Trees for Ecotourism
Project Adopted by MakeMyTrip Foundation FY 2019-20
Trees for Developing Community Based Ecotourism
The project involves plantation of 70,000 local trees divided amongst two ecological regions of Sikkim; the sub-tropical habitat in the fringes of Pangolakha Wildlife Sanctuary covering the reserve forests area of Chandaney, Lailakha, and Chandaney ranges in East Sikkim and the temperate habitat at the reserve forests of Tsomgo watershed in East Sikkim.
- To develop community-based ecotourism by beautifying the place with active involvement of the local people
- To mitigate deforestation and forest degradation and encourage carbon sequestration in the region
- To safeguard biodiversity habitats of the region
- To strengthen forest-based livelihood and energy sources for local communities which would, in turn, ensure sustainable development
- To conserve the habitat of endemic flora and fauna
The Sikkim Human Development Report 2014 recognised tourism as one of the potential sectors for growth and livelihood creation. Situated at the south-eastern corner of the tiny Himalayan state of Sikkim, the Pangolakha range has been selected to implement the plantation project. Plantation of trees at the forest ranges and in their surrounding villages will help in the ecological and wildlife restoration, and in improving the quality of life of local communities, making them more self-sustained. The tourism sector has emerged as the vital industry of Sikkim in recent decades, providing direct employment to at least 40,000 people.
India has two out of the eighteen biodiversity hot-spots in the world, located in the Western Ghats and the Eastern Himalayas. As per the Sikkim ENVIS Report, Sikkim covers only 0.2% geographical area of the country landmass and has been identified as one of the hot-spot in the Eastern Himalayas. The Himalayas are continuously under global pressure of climate change, which is adversely impacting its fragile ecosystems, rich biodiversity, and sensitive local livelihoods. Forests and climate change are intimately intertwined. According to the United Nations Environment Programme, the forests capture atmospheric carbon dioxide at a rate equivalent to about one-third the amount released annually by burning fossil fuels. Stopping deforestation and regenerating forests, therefore, could provide up to 30 per cent of the climate solution.
The canopy layer of the subtropical ecoregion is predominant with broadleaf species, such as Castonopsis, Machilus, Rhododendron, Michelia, and the species such as Eurya, Viburnum, Litsea, Bucklandia, among other associates are dominant in the understory vegetation. The temperate region of Tsomgo watershed in Sikkim consists of ground vegetation which is typically a scrub forest dominated by sunpati (Rhododendron anthopogon), and juniper(Juniperus indica).

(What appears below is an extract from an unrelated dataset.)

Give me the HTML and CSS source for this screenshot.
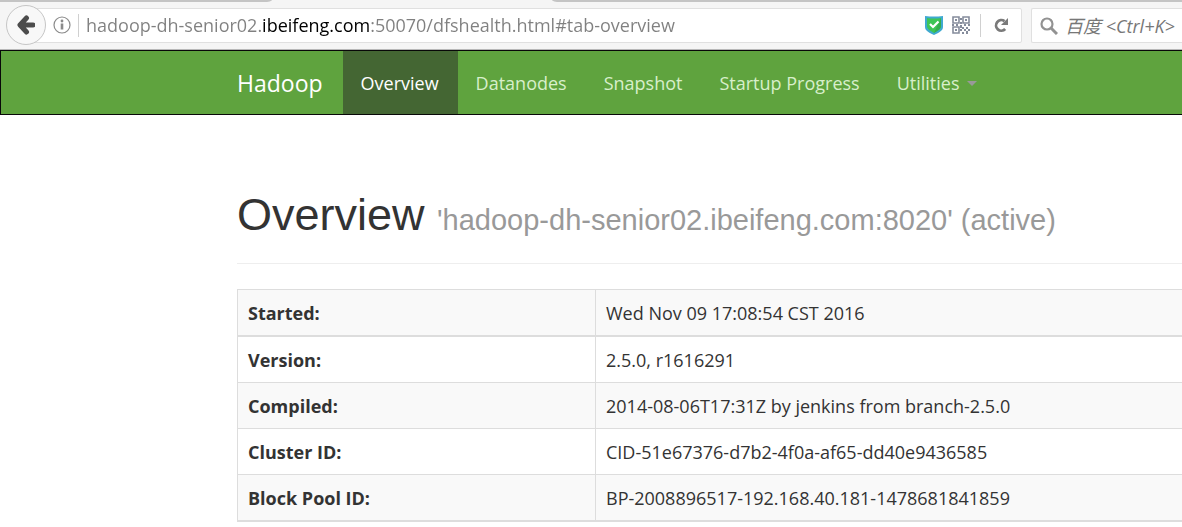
FILE: index.html
```html
<!DOCTYPE html>
<html lang="en">
<head>
<meta charset="utf-8">
<title>Namenode information</title>
<link rel="stylesheet" href="styles.css">
</head>
<body>
<div class="browser">
  <div class="tabstrip"><span class="tab tab-left"></span><span class="tab tab-right"></span></div>
  <div class="toolbar">
    <div class="urlbar">
      <button class="back" type="button" aria-label="Back">
        <svg width="18" height="20" viewBox="0 0 18 20"><path d="M9.500 3L3 10l6.500 7M4 10h12" fill="none" stroke="#4c4c4c" stroke-width="5" stroke-linecap="round" stroke-linejoin="round"/></svg>
      </button>
      <button class="icon" type="button" aria-label="Site information">
        <svg width="18" height="18" viewBox="0 0 18 18"><circle cx="9" cy="9" r="8" fill="none" stroke="#8a8a8a" stroke-width="1.200"/><circle cx="9" cy="5" r="1.400" fill="#8a8a8a"/><path d="M9 7.500v6" stroke="#8a8a8a" stroke-width="2.600"/></svg>
      </button>
      <span class="divider"></span>
      <input class="url" type="text" aria-label="Address" value="hadoop-dh-senior02.ibeifeng.com:50070/dfshealth.html#tab-overview">
      <span class="badges">
        <svg width="18" height="20" viewBox="0 0 18 20"><path d="M0 1q9 1 18 0v11c0 4-5 6-9 8-4-2-9-4-9-8z" fill="#3fa9d0"/><path d="M2 3q7 1 14 0v8c0 3.500-4 5-7 7-3-2-7-3.500-7-7z" fill="#3ec556"/><path d="M16 3v8c0 3.500-4 5-7 7z" fill="#35ad4e"/><path d="M5 9l3 3 5.500-5.500" fill="none" stroke="#fff" stroke-width="2.200"/></svg>
        <svg width="18" height="18" viewBox="0 0 18 18"><g fill="none" stroke="#858c9c" stroke-width="1.600"><path d="M1 1h6v6H1zM11 1h6v6h-6zM1 11h6v6H1z"/></g><path fill="#858c9c" d="M3 3h2v2H3zM13 3h2v2h-2zM3 13h2v2H3zM8 2h2v2H8zM8 6h2v2H8zM0 8h2v2H0zM4 8h2v2H4zM8 9h2v3H8zM12 8h2v2h-2zM16 8h2v2h-2zM10 11h2v2h-2zM14 11h2v2h-2zM8 13h2v2H8zM12 13h2v2h-2zM16 13h2v2h-2zM10 16h2v2h-2zM14 15h2v3h-2z"/></svg>
      </span>
      <span class="divider"></span>
      <button class="icon reload" type="button" aria-label="Reload">
        <svg width="16" height="16" viewBox="0 0 16 16"><path d="M11.500 4.100A5.300 5.300 0 1 0 12.200 12" fill="none" stroke="#7a7a7a" stroke-width="2.800"/><path d="M15 1v7H8z" fill="#7a7a7a"/></svg>
      </button>
    </div>
    <label class="search">
      <svg width="18" height="18" viewBox="0 0 18 18" fill="none" stroke="#929292"><circle cx="7" cy="7" r="5.500" stroke-width="2.200"/><path d="M11 11l6 6" stroke-width="3"/></svg>
      <input type="text" aria-label="Search" placeholder="百度 &lt;Ctrl+K&gt;">
    </label>
  </div>
</div>
<nav class="navbar">
  <a class="brand" href="#">Hadoop</a>
  <a class="active" href="#tab-overview">Overview</a>
  <a href="#tab-datanode">Datanodes</a>
  <a href="#tab-snapshot">Snapshot</a>
  <a href="#tab-startup-progress">Startup Progress</a>
  <a href="#utilities">Utilities <span class="caret"></span></a>
</nav>
<main>
  <h1>Overview <small>'hadoop-dh-senior02.ibeifeng.com:8020' (active)</small></h1>
  <table>
    <tbody>
      <tr><th scope="row">Started:</th><td>Wed Nov 09 17:08:54 CST 2016</td></tr>
      <tr><th scope="row">Version:</th><td>2.5.0, r1616291</td></tr>
      <tr><th scope="row">Compiled:</th><td>2014-08-06T17:31Z by jenkins from branch-2.5.0</td></tr>
      <tr><th scope="row">Cluster ID:</th><td>CID-51e67376-d7b2-4f0a-af65-dd40e9436585</td></tr>
      <tr><th scope="row">Block Pool ID:</th><td>BP-2008896517-192.168.40.181-1478681841859</td></tr>
    </tbody>
  </table>
</main>
</body>
</html>
```
FILE: styles.css
```css
* { box-sizing: border-box; }

body {
  margin: 0;
  overflow-x: hidden;
  background: #fff;
  color: #333;
  font: 18px/25px "Open Sans", "Noto Sans CJK SC", sans-serif;
}

button, input {
  margin: 0;
  padding: 0;
  border: 0;
  background: none;
  font: inherit;
  outline: 0;
}

svg { display: block; flex: none; }

/* Browser chrome */
.browser {
  background: #f5f5f5;
  border-bottom: 1px solid #b8b8b8;
}

.tabstrip {
  display: flex;
  justify-content: space-between;
  gap: 280px;
  height: 2px;
}

.tab { background: #c4c4c4; }
.tab-left { flex: 0 0 272px; border-bottom-right-radius: 8px 2px; }
.tab-right { flex: 1; border-bottom-left-radius: 8px 2px; }

.toolbar {
  display: flex;
  gap: 9px;
  padding: 3px 0 4px 6px;
}

.urlbar {
  position: relative;
  display: flex;
  flex: 1;
  align-items: center;
  gap: 7px;
  min-width: 0;
  height: 40px;
  padding-right: 13px;
  background: linear-gradient(#fff, #fff) 20px 4px / 100% 33px no-repeat;
}

.urlbar::before {
  content: "";
  position: absolute;
  inset: 3px 0 2px 20px;
  border: 1px solid #e0e0e0;
  border-radius: 2px;
  pointer-events: none;
}

.back {
  display: flex;
  flex: none;
  align-items: center;
  justify-content: center;
  width: 40px;
  height: 40px;
  border: 1px solid #c6c6c6;
  border-radius: 50%;
  background: #f8f8f8;
  z-index: 1;
}

.icon { flex: none; }

.divider {
  flex: none;
  width: 1px;
  height: 23px;
  background: #d0d0d0;
}

.url {
  flex: 1;
  min-width: 0;
  height: 30px;
  background: linear-gradient(90deg, #808080 175px, #000 175px, #000 283px, #808080 283px);
  -webkit-background-clip: text;
  background-clip: text;
  -webkit-text-fill-color: transparent;
}

.badges {
  display: flex;
  align-items: center;
  gap: 9px;
  padding-right: 3px;
}

.reload { padding-left: 5px; }

.search {
  display: flex;
  flex: 0 0 151px;
  align-items: center;
  gap: 7px;
  height: 35px;
  margin-top: 3px;
  padding-left: 8px;
  overflow: hidden;
  background: #fff;
  border: 1px solid #e0e0e0;
  border-right: 0;
  border-radius: 2px 0 0 2px;
}

.search input { flex: 1; min-width: 0; height: 30px; }
.search input::placeholder { color: #777; font-style: italic; opacity: 1; }

/* Site navigation */
.navbar {
  display: flex;
  padding-left: 218px;
  background: #5fa33e;
  border: 1px solid #080808;
  border-right: 0;
}

.navbar a {
  display: flex;
  align-items: center;
  gap: 8px;
  padding: 20px 19px 18px 18px;
  color: #d8efcb;
  text-decoration: none;
}

.navbar .brand { padding-right: 20px; color: #fff; font-size: 23px; }
.navbar .active { color: #fff; background: #446633; }

.caret {
  border: 5px solid transparent;
  border-top-color: #999;
  border-bottom: 0;
}

/* Overview */
main { padding: 75px 0 5px 237px; }

h1 {
  margin: 0 0 25px;
  padding-bottom: 23px;
  border-bottom: 1px solid #eee;
  font: 45px/50px "Liberation Sans", Arial, sans-serif;
  white-space: nowrap;
}

h1 small { color: #999; font-size: 29px; line-height: 1; }

table {
  width: 100%;
  border-spacing: 0;
  border-top: 1px solid #ddd;
  table-layout: fixed;
}

th, td {
  padding: 11px 10px 9px;
  border-left: 1px solid #ddd;
  border-bottom: 1px solid #ddd;
  text-align: left;
}

th { width: 358px; }
tr:nth-child(odd) { background: #f9f9f9; }
tr:first-child > *, tr:last-child > * { border-bottom-width: 2px; }
```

The project involves plantation of several valuable local tree species, including Willow (Salix), Rhododendron (Rhododendron kiusianum), Silver Fir, Lakhuri (Araucaria bindrabunensis), Chandan (Santalum album), Chinday (Pentapanax leschenaulti), Khanakpa (Evodia fraxinifolia), Kafal (Myrica esculenta), Asarey (Viburnum erubescens), Faladho, Kaijal (Ischofia javanica), Titey Chaap (Phlogacanthus thursiflorus), Lokta (Daphne), Kharanay (Delonix regia), Peepli (Exbucklandia populnea), Chilaunay (Schima wallichii), Mushuray Katush (Castanopsis hystrix), Pani Sajh (Terminalia myriocarpa), Tuni (Toona ciliata), and Paarang (Mimosa procera).
The tree plantation will help in promoting sustainable eco-tourism and wildlife tourism by improving the overall ecological health and enhancing wildlife habitat in a particular area. The plantation project of 70,000 trees in Sikkim is speculated to create over 5,700 workdays for the rural and tribal communities of Sikkim, including women self-help groups. Indigenous communities are the ones that know their forests the best and that’s why they are encouraged to get involved in plantation activities starting from the pit digging process to their maintenance after the maturity of trees. Through trees, the local communities will be able to attain sustainable income sources in the form of timber-based produce and non-timber forest produces. In terms of carbon offsetting, these trees are going to offset approximately 1.4 million kgs of carbon dioxide! These trees will also help in conserving the local flora and fauna by providing them with adequate food and natural habitat sources.